▶ [Given information]:
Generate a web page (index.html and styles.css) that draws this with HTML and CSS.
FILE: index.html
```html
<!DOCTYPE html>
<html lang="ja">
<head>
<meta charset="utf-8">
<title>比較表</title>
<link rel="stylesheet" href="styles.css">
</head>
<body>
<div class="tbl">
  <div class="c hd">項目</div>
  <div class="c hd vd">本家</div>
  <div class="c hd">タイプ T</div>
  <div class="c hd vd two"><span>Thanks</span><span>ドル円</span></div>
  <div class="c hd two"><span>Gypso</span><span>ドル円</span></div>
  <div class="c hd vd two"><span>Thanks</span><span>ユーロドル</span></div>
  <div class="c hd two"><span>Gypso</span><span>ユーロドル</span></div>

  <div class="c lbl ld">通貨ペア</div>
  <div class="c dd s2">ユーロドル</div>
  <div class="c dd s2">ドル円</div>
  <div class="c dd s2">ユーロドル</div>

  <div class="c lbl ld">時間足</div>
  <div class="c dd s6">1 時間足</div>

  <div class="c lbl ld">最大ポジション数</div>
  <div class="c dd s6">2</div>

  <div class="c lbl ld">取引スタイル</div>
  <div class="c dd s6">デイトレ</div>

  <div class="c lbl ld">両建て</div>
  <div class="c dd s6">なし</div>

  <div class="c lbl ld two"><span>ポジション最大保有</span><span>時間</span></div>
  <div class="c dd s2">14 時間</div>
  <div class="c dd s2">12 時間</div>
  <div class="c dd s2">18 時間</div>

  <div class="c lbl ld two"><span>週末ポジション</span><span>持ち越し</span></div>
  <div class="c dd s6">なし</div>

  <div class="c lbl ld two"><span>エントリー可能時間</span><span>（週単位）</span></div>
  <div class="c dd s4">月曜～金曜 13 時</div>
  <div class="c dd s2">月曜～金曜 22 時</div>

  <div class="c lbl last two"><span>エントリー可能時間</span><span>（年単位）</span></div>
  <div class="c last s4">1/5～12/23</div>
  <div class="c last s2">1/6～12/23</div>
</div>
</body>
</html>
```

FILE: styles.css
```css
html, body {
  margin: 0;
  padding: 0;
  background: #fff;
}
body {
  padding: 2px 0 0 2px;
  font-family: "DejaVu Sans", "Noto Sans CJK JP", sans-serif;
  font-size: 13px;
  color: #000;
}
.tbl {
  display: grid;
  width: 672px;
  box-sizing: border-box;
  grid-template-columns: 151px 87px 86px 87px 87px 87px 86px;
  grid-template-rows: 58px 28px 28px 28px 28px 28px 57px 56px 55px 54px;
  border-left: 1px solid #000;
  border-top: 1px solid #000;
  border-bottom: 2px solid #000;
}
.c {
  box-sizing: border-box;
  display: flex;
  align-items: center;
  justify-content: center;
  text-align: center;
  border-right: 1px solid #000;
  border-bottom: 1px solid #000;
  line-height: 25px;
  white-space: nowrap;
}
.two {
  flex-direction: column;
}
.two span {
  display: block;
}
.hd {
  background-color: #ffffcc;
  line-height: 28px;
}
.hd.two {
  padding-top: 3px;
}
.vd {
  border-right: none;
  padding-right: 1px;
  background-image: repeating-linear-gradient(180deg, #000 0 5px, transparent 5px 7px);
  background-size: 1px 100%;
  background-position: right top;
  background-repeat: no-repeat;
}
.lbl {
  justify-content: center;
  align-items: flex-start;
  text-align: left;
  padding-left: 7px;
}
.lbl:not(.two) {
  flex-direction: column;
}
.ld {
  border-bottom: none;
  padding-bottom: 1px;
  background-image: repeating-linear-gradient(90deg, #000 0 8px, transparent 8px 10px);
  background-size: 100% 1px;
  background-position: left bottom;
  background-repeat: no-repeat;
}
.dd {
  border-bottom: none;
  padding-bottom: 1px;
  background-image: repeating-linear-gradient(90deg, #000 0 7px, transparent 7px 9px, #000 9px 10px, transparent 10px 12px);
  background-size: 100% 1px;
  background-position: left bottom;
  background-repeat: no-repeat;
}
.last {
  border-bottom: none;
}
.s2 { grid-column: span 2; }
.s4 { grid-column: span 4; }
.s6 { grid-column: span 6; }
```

▶ [Prompt]: Repeat every line of the material exactly as given.

▶ [Output]:
Generate a web page (index.html and styles.css) that draws this with HTML and CSS.
FILE: index.html
```html
<!DOCTYPE html>
<html lang="ja">
<head>
<meta charset="utf-8">
<title>比較表</title>
<link rel="stylesheet" href="styles.css">
</head>
<body>
<div class="tbl">
  <div class="c hd">項目</div>
  <div class="c hd vd">本家</div>
  <div class="c hd">タイプ T</div>
  <div class="c hd vd two"><span>Thanks</span><span>ドル円</span></div>
  <div class="c hd two"><span>Gypso</span><span>ドル円</span></div>
  <div class="c hd vd two"><span>Thanks</span><span>ユーロドル</span></div>
  <div class="c hd two"><span>Gypso</span><span>ユーロドル</span></div>

  <div class="c lbl ld">通貨ペア</div>
  <div class="c dd s2">ユーロドル</div>
  <div class="c dd s2">ドル円</div>
  <div class="c dd s2">ユーロドル</div>

  <div class="c lbl ld">時間足</div>
  <div class="c dd s6">1 時間足</div>

  <div class="c lbl ld">最大ポジション数</div>
  <div class="c dd s6">2</div>

  <div class="c lbl ld">取引スタイル</div>
  <div class="c dd s6">デイトレ</div>

  <div class="c lbl ld">両建て</div>
  <div class="c dd s6">なし</div>

  <div class="c lbl ld two"><span>ポジション最大保有</span><span>時間</span></div>
  <div class="c dd s2">14 時間</div>
  <div class="c dd s2">12 時間</div>
  <div class="c dd s2">18 時間</div>

  <div class="c lbl ld two"><span>週末ポジション</span><span>持ち越し</span></div>
  <div class="c dd s6">なし</div>

  <div class="c lbl ld two"><span>エントリー可能時間</span><span>（週単位）</span></div>
  <div class="c dd s4">月曜～金曜 13 時</div>
  <div class="c dd s2">月曜～金曜 22 時</div>

  <div class="c lbl last two"><span>エントリー可能時間</span><span>（年単位）</span></div>
  <div class="c last s4">1/5～12/23</div>
  <div class="c last s2">1/6～12/23</div>
</div>
</body>
</html>
```

FILE: styles.css
```css
html, body {
  margin: 0;
  padding: 0;
  background: #fff;
}
body {
  padding: 2px 0 0 2px;
  font-family: "DejaVu Sans", "Noto Sans CJK JP", sans-serif;
  font-size: 13px;
  color: #000;
}
.tbl {
  display: grid;
  width: 672px;
  box-sizing: border-box;
  grid-template-columns: 151px 87px 86px 87px 87px 87px 86px;
  grid-template-rows: 58px 28px 28px 28px 28px 28px 57px 56px 55px 54px;
  border-left: 1px solid #000;
  border-top: 1px solid #000;
  border-bottom: 2px solid #000;
}
.c {
  box-sizing: border-box;
  display: flex;
  align-items: center;
  justify-content: center;
  text-align: center;
  border-right: 1px solid #000;
  border-bottom: 1px solid #000;
  line-height: 25px;
  white-space: nowrap;
}
.two {
  flex-direction: column;
}
.two span {
  display: block;
}
.hd {
  background-color: #ffffcc;
  line-height: 28px;
}
.hd.two {
  padding-top: 3px;
}
.vd {
  border-right: none;
  padding-right: 1px;
  background-image: repeating-linear-gradient(180deg, #000 0 5px, transparent 5px 7px);
  background-size: 1px 100%;
  background-position: right top;
  background-repeat: no-repeat;
}
.lbl {
  justify-content: center;
  align-items: flex-start;
  text-align: left;
  padding-left: 7px;
}
.lbl:not(.two) {
  flex-direction: column;
}
.ld {
  border-bottom: none;
  padding-bottom: 1px;
  background-image: repeating-linear-gradient(90deg, #000 0 8px, transparent 8px 10px);
  background-size: 100% 1px;
  background-position: left bottom;
  background-repeat: no-repeat;
}
.dd {
  border-bottom: none;
  padding-bottom: 1px;
  background-image: repeating-linear-gradient(90deg, #000 0 7px, transparent 7px 9px, #000 9px 10px, transparent 10px 12px);
  background-size: 100% 1px;
  background-position: left bottom;
  background-repeat: no-repeat;
}
.last {
  border-bottom: none;
}
.s2 { grid-column: span 2; }
.s4 { grid-column: span 4; }
.s6 { grid-column: span 6; }
```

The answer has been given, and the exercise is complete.